The full source code for all three trees presented in this tutorial can be downloaded together: File:Duyn tutorial kd trees.jar. The code is available under the RWPCL.

Extensions

This tree does not include any support for deletion or re-balancing. You can get away with this if you plan to re-build the entire tree regularly.

Deletion support would be easy to add to this tree. Since all exemplars are stored in leaves at the bottom, we need only walk the tree and remove the exemplar from the leaf containing it. We would then merge sub-trees if multiple deletions has left one of them empty. Unless our bucket width is really small, we don't need to merge sub-trees after each deletion since the addition of a subsequent exemplar is unlikely to result in choosing a significantly different split point.

Re-balancing with this tree is trickier. It does not currently store depth, so we don't know when a re-balance is needed. Because exemplars are only stored in leaves, collecting all the exemplars under a sub-tree would require exhaustively walking that sub-tree.

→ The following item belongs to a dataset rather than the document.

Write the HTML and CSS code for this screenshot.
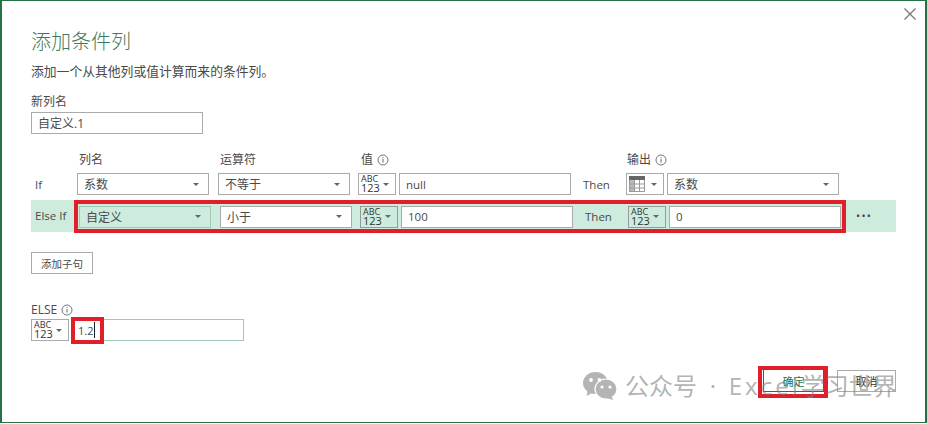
FILE: index.html
```html
<!DOCTYPE html>
<html lang="en">
<head>
    <meta charset="UTF-8">
    <title>添加条件列</title>
    <link rel="stylesheet" href="styles.css">
</head>
<body>
    <svg class="icon-defs" width="0" height="0">
        <symbol id="info" viewBox="0 0 12 12">
            <circle cx="6" cy="6" r="5" fill="none" stroke="#666" stroke-width="0.9"/>
            <rect x="5.5" y="5" width="1" height="3.6" fill="#666"/>
            <rect x="5.5" y="3.2" width="1" height="1" fill="#666"/>
        </symbol>
    </svg>

    <div class="dialog">
        <button class="close" aria-label="close">
            <svg width="12" height="12" viewBox="0 0 12 12"><path d="M0.5 0.5L11.5 11.5M11.5 0.5L0.5 11.5" stroke="#777" stroke-width="1.3" fill="none"/></svg>
        </button>

        <h1>添加条件列</h1>
        <p class="subtitle">添加一个从其他列或值计算而来的条件列。</p>

        <label class="name-label">新列名</label>
        <div class="field name-input">自定义.1</div>

        <div class="head-row">
            <span class="head head-col">列名</span>
            <span class="head head-op">运算符</span>
            <span class="head head-val">值 <svg class="info"><use href="#info"/></svg></span>
            <span class="head">输出 <svg class="info"><use href="#info"/></svg></span>
        </div>

        <div class="rule-row">
            <span class="rule-label if-label">If</span>
            <div class="field select">系数<i class="caret"></i></div>
            <div class="field select">不等于<i class="caret"></i></div>
            <div class="field type"><span class="abc"><b>ABC</b><b class="num">123</b></span><i class="caret"></i></div>
            <div class="field value">null</div>
            <span class="then">Then</span>
            <div class="field type">
                <svg class="table-icon" width="16" height="16" viewBox="0 0 16 16">
                    <rect width="16" height="16" fill="#fff"/>
                    <rect width="16" height="4" fill="#666"/>
                    <rect y="4" width="5" height="12" fill="#bbb"/>
                    <path d="M0.5 4V15.5H15.5V4M5.5 4V16M10.5 4V16M0 8H16M0 12H16" stroke="#999" fill="none"/>
                </svg>
                <i class="caret"></i>
            </div>
            <div class="field select select-wide">系数<i class="caret"></i></div>
        </div>

        <div class="else-row">
            <span class="rule-label else-label">Else If</span>
            <div class="mark-row">
                <div class="field select active">自定义<i class="caret"></i></div>
                <div class="field select">小于<i class="caret"></i></div>
                <div class="field type active"><span class="abc"><b>ABC</b><b class="num">123</b></span><i class="caret"></i></div>
                <div class="field value">100</div>
                <span class="then">Then</span>
                <div class="field type active"><span class="abc"><b>ABC</b><b class="num">123</b></span><i class="caret"></i></div>
                <div class="field value">0</div>
            </div>
            <span class="dots">•••</span>
        </div>

        <button class="add-btn">添加子句</button>

        <div class="else-label-row">ELSE <svg class="info"><use href="#info"/></svg></div>
        <div class="else-input-row">
            <div class="field type"><span class="abc"><b>ABC</b><b class="num">123</b></span><i class="caret"></i></div>
            <div class="field else-value">1.2<span class="cursor"></span><span class="mark-box else-mark"></span></div>
        </div>

        <div class="footer">
            <button class="btn btn-ok">确定<span class="mark-box ok-mark"></span></button>
            <button class="btn">取消</button>
        </div>

        <div class="watermark">
            <svg width="34" height="28" viewBox="0 0 34 28">
                <ellipse cx="12.5" cy="11" rx="12.5" ry="11" fill="#b4b4b4"/>
                <path d="M5 17L3.5 24L11 20Z" fill="#b4b4b4"/>
                <ellipse cx="23" cy="17" rx="11" ry="10" fill="#b4b4b4" stroke="#fff" stroke-width="1.2"/>
                <path d="M28 24L30.5 28L23 26Z" fill="#b4b4b4"/>
                <circle cx="8" cy="8" r="1.9" fill="#fff"/>
                <circle cx="16.5" cy="8" r="1.9" fill="#fff"/>
                <circle cx="19" cy="15" r="1.6" fill="#fff"/>
                <circle cx="27" cy="15" r="1.6" fill="#fff"/>
            </svg>
            <span class="mark-text">公众号 · <span class="mark-latin">Excel</span>学习世界</span>
        </div>
    </div>
</body>
</html>
```

FILE: styles.css
```css
/* Dialog */
* {
    box-sizing: border-box;
}

body {
    margin: 0;
    background-color: #fff;
    font-family: "Open Sans", "Noto Sans CJK SC", sans-serif;
    font-size: 12px;
    color: #4a4a4a;
}

.icon-defs {
    position: absolute;
}

.dialog {
    position: relative;
    width: 927px;
    height: 423px;
    padding: 0 0 0 29px;
    border: 2px solid #217346;
    border-bottom-width: 1px;
    border-top-width: 1px;
    overflow: hidden;
}

.close {
    position: absolute;
    top: 7px;
    right: 9px;
    padding: 0;
    border: none;
    background: none;
    line-height: 0;
}

h1 {
    margin: 28px 0 0;
    font-size: 20px;
    line-height: 26px;
    font-weight: 300;
    color: #3f7a5c;
}

.subtitle {
    margin: 7px 0 0;
    font-size: 12.8px;
    line-height: 18px;
}

.name-label {
    display: block;
    margin-top: 13px;
    line-height: 18px;
}

/* Inputs */
.field {
    display: flex;
    align-items: center;
    height: 22px;
    flex: none;
    padding: 0 6px;
    border: 1px solid #ababab;
    background-color: #fff;
    white-space: nowrap;
}

.name-input {
    width: 172px;
    margin-top: 1px;
}

.select {
    justify-content: space-between;
    width: 132px;
    padding-right: 9px;
}

.select-wide {
    width: 172px;
}

.value {
    width: 172px;
    font-size: 11.5px;
}

.type {
    justify-content: space-between;
    width: 38px;
    padding: 0 6px 0 2px;
}

.active {
    background-color: #cdecdd;
    border-color: #a2c8b4;
}

.type.active {
    border-color: #999;
}

.caret {
    width: 0;
    height: 0;
    border-left: 3px solid transparent;
    border-right: 3px solid transparent;
    border-top: 3px solid #666;
}

.abc {
    display: flex;
    flex-direction: column;
    color: #333;
}

.abc b {
    font-weight: 400;
    font-size: 9px;
    line-height: 8px;
}

.abc .num {
    font-size: 11px;
    line-height: 10px;
}

/* Rule rows */
.head-row {
    display: flex;
    margin: 17px 0 0 48px;
    line-height: 18px;
}

.head {
    display: flex;
    align-items: center;
    gap: 4px;
}

.head-col {
    width: 141px;
}

.head-op {
    width: 141px;
}

.head-val {
    width: 266px;
}

.info {
    width: 12px;
    height: 12px;
}

.rule-row {
    display: flex;
    align-items: center;
    margin-top: 4px;
}

.rule-label {
    flex: none;
    padding-left: 4px;
    font-size: 11.5px;
}

.if-label {
    width: 46px;
}

.else-label {
    width: 43px;
    line-height: 32px;
}

.rule-row .select:nth-of-type(1),
.mark-row .select:nth-of-type(1) {
    margin-right: 9px;
}

.rule-row .select:nth-of-type(2),
.mark-row .select:nth-of-type(2) {
    margin-right: 8px;
}

.rule-row .type,
.mark-row .type {
    margin-right: 3px;
}

.then {
    flex: none;
    width: 55px;
    padding-left: 12px;
    font-size: 11.5px;
}

.else-row {
    display: flex;
    align-items: flex-start;
    width: 865px;
    height: 32px;
    margin-top: 5px;
    background-color: #cdecdd;
}

.mark-row {
    display: flex;
    align-items: center;
    flex: none;
    width: 772px;
    height: 33px;
    padding: 1px;
    border: 4px solid #e01f2b;
}

.dots {
    margin-left: 10px;
    line-height: 32px;
    font-size: 11px;
    letter-spacing: 1.3px;
    color: #444;
}

/* Bottom part */
.add-btn {
    display: block;
    width: 62px;
    height: 22px;
    margin-top: 20px;
    padding: 0;
    border: 1px solid #ababab;
    background-color: #fff;
    font: inherit;
    font-size: 10.5px;
    color: #4a4a4a;
}

.else-label-row {
    display: flex;
    align-items: center;
    gap: 4px;
    margin-top: 27px;
    line-height: 18px;
}

.else-input-row {
    display: flex;
    gap: 3px;
}

.else-value {
    position: relative;
    width: 172px;
    padding-left: 5px;
    border-color: #a2c8b4;
    font-size: 11px;
}

.cursor {
    width: 1px;
    height: 16px;
    margin-left: 1px;
    background-color: #222;
}

/* Red annotation boxes drawn on top of the screenshot */
.mark-box {
    position: absolute;
    border: 4px solid #e01f2b;
}

.else-mark {
    top: -3px;
    left: -2px;
    width: 33px;
    height: 27px;
}

.ok-mark {
    top: -4px;
    left: -6px;
    width: 70px;
    height: 32px;
}

.footer {
    display: flex;
    justify-content: flex-end;
    gap: 13px;
    width: 865px;
    margin-top: 29px;
}

.btn {
    position: relative;
    width: 59px;
    height: 22px;
    padding: 0;
    border: 1px solid #ababab;
    background-color: #fff;
    font: inherit;
    font-size: 11px;
    color: #333;
}

.btn-ok {
    width: 61px;
    height: 23px;
    margin-top: -1px;
    border: 1px solid #217346;
    outline: 1px solid #fff;
    outline-offset: -2px;
    color: #217346;
}

.watermark {
    position: absolute;
    left: 581px;
    top: 371px;
    display: flex;
    align-items: center;
    gap: 8px;
    font-size: 24px;
    line-height: 28px;
    color: rgba(130, 130, 130, 0.62);
    white-space: nowrap;
    pointer-events: none;
}

.mark-text {
    word-spacing: 6.5px;
}

.mark-latin {
    letter-spacing: 3px;
}
```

• If a depth is to be stored, each tree would need a pointer to its parent tree so we propogate depth updates when a leaf is split.
• We can avoid an exhaustive walk by storing each exemplar in every tree on its path from root to leaf. We then can re-balance easily by dropping both sub-trees and splitting the given tree anew. This approach has the down side of making inserts and deletes more complex since we have to update the exemplar list of every tree along the path from root to leaf.